For those that have been following my blog since the beginning, you’re probably well aware that I like to “paint via bike” and develop my Strava Heatmap. For that reason, I couldn’t miss riding down the famous crooked street (Lombard). To be fair, there were a lot of tourists and cars when I went, so I had to keep on the brakes the entire way down, but it was a neat experience. As I mentioned in my Marin Headlands post, the aerodynamics of the Canyon Aeroad were amazing- making the steep descents in SF feel even steeper – with the saddle to bar drop.
Rapha Cycle Club: SF
After catching my breath from walking the bike the second time up Filbert Street (between Leavenworth and Hyde), I rode down Filbert towards the Rapha Cycle Club.

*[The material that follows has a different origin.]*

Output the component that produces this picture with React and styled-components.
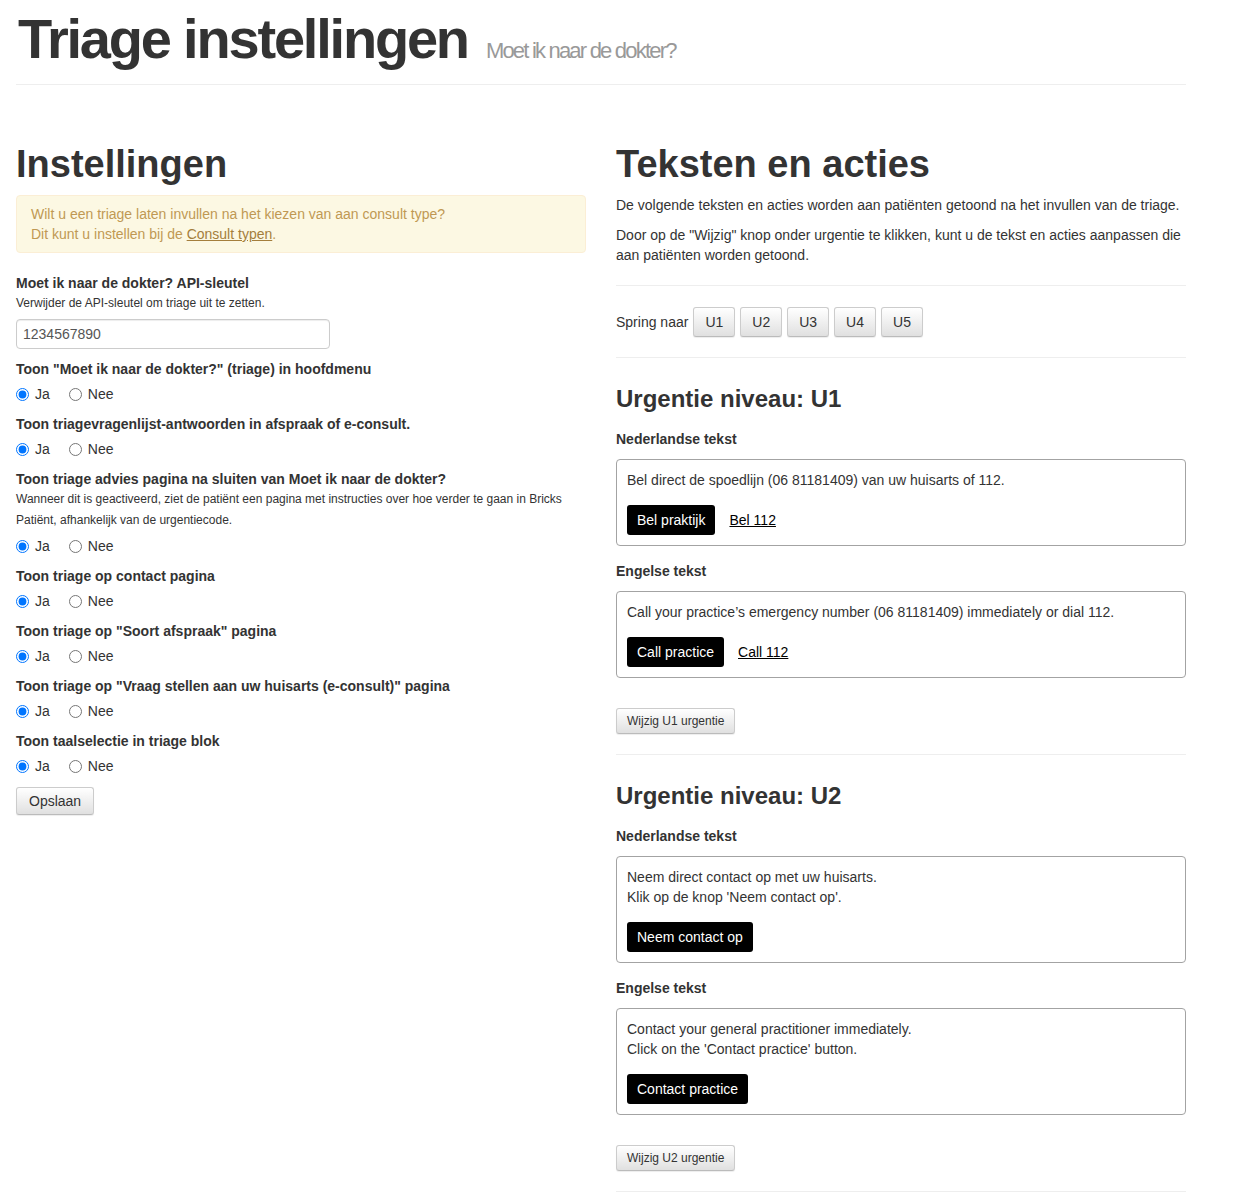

RCC marked the end of my SF exploration on the last day of the bike hire. In theory, I had the bike for a couple more hours before I had to return it, but I wanted to make my way through Golden Gate Park before the sunset.
From there, I put on sweatpants and the cleat covers that I had been carrying in my chrome messenger bag and walked a couple blocks to Umami Burger. I’ve been to their location in NYC at Brookfield Place in the financial district, but an authentic SF burger at this original Bay Area outpost sounded too good to pass up. I brought it back to Rapha to eat and watch some of the Australian bike races on their TV’s. The first bite into the burger was seriously a taste bud overload – especially with the fried egg drizzling onto the medium cooked burger, excellent! From there, I took an Uber back to the Airbnb in Outer Sunset. After taking a shower, I got ready and went for an exploratory walk / hike through Golden Gate Park as well as Lands End (more on that in a future post!)